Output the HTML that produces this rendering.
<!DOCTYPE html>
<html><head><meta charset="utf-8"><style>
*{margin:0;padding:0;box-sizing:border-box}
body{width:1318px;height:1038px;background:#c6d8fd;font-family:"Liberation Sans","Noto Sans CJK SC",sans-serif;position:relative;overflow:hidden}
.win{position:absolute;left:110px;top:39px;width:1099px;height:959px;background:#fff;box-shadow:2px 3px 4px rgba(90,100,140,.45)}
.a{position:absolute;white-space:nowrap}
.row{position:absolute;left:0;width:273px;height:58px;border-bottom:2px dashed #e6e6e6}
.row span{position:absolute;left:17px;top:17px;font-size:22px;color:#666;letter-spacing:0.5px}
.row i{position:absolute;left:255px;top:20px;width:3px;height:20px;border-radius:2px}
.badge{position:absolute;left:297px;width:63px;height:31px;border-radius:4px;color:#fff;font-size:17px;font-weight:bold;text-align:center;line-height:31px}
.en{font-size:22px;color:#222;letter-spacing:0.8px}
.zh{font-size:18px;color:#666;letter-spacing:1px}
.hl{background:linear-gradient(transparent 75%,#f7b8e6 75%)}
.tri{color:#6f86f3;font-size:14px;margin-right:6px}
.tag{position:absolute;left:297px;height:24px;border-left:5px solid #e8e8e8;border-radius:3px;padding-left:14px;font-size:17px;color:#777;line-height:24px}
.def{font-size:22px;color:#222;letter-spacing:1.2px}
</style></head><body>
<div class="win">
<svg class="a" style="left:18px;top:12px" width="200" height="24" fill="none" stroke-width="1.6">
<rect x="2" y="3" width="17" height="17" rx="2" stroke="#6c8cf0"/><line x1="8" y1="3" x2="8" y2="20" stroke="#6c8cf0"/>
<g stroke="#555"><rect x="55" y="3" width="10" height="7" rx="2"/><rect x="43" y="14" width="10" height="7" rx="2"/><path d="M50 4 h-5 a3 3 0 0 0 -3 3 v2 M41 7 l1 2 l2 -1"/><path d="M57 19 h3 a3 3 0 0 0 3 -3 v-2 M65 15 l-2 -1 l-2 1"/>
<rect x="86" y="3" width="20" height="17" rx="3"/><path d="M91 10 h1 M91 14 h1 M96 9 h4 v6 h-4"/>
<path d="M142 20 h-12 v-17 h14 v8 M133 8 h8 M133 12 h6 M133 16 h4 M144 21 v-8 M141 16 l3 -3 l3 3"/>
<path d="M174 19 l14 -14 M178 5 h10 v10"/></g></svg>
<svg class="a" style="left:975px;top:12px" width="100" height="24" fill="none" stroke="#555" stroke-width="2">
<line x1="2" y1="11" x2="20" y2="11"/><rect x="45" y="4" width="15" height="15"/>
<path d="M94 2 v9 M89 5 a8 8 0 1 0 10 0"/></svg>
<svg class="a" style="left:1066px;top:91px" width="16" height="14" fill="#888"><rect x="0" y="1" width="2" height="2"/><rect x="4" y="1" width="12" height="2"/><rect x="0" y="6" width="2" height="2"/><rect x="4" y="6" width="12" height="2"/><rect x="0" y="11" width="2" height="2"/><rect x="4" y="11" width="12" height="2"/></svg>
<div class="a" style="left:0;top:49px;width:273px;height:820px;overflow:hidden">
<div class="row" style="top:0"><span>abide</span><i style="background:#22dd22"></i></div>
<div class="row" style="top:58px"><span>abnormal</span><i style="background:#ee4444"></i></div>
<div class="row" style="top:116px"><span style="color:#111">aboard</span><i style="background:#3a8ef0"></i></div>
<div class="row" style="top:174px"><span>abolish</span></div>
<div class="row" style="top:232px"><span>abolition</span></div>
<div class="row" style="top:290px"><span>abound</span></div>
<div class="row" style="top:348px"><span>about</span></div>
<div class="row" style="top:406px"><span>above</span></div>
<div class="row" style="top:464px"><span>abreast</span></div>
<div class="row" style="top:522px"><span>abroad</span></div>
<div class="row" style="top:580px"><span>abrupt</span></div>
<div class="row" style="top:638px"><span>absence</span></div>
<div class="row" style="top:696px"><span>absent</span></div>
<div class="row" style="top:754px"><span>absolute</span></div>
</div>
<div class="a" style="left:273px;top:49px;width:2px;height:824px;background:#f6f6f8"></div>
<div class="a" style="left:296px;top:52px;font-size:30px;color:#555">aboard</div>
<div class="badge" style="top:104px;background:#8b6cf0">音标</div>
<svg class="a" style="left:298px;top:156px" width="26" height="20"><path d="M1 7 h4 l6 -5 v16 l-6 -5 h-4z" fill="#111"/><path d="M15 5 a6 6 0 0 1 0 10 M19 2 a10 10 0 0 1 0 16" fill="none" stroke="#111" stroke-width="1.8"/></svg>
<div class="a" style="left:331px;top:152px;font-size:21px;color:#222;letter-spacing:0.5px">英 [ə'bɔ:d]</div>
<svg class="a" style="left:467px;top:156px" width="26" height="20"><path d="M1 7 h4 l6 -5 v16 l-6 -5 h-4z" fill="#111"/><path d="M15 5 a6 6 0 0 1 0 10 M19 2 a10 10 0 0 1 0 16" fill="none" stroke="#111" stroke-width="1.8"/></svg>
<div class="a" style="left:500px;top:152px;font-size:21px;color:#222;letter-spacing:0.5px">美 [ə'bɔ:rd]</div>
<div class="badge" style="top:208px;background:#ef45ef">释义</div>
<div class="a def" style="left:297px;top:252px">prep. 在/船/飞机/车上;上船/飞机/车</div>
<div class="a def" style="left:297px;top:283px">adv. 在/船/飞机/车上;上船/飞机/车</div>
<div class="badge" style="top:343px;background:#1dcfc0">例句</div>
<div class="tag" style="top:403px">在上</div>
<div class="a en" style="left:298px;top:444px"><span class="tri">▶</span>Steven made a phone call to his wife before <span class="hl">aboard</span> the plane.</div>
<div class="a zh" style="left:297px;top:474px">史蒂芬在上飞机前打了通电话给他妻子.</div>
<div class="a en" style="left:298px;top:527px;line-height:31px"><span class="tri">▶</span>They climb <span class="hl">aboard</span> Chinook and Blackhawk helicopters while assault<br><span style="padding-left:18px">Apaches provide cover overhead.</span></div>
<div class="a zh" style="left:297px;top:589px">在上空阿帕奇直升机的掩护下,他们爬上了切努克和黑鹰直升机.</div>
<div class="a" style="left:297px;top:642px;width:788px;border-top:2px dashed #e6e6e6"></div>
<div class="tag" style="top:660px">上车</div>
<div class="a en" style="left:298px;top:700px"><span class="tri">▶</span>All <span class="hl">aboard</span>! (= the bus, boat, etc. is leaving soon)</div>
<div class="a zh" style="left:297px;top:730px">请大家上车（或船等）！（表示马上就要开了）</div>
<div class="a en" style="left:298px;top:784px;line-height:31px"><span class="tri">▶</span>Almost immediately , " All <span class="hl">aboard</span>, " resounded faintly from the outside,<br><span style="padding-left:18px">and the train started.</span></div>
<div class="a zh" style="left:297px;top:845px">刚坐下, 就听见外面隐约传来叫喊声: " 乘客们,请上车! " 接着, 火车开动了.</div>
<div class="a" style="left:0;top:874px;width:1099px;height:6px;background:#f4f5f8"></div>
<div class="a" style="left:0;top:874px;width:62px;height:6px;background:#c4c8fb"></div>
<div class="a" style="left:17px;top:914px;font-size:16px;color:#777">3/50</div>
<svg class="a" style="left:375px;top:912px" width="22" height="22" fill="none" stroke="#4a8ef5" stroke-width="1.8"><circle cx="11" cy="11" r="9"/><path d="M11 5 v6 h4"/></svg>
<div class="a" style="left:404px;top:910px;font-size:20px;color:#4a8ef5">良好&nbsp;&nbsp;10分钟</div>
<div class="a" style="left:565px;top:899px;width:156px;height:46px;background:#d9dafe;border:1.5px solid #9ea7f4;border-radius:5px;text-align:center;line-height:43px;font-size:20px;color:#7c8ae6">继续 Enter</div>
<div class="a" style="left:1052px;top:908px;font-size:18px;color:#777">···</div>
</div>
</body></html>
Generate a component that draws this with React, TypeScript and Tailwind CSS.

* _SHORT EXERCISE_
Extract every line containing the string "that" from the material.

* _EXERCISE RESPONSE_
Output the HTML that produces this rendering.
Generate a component that draws this with React, TypeScript and Tailwind CSS.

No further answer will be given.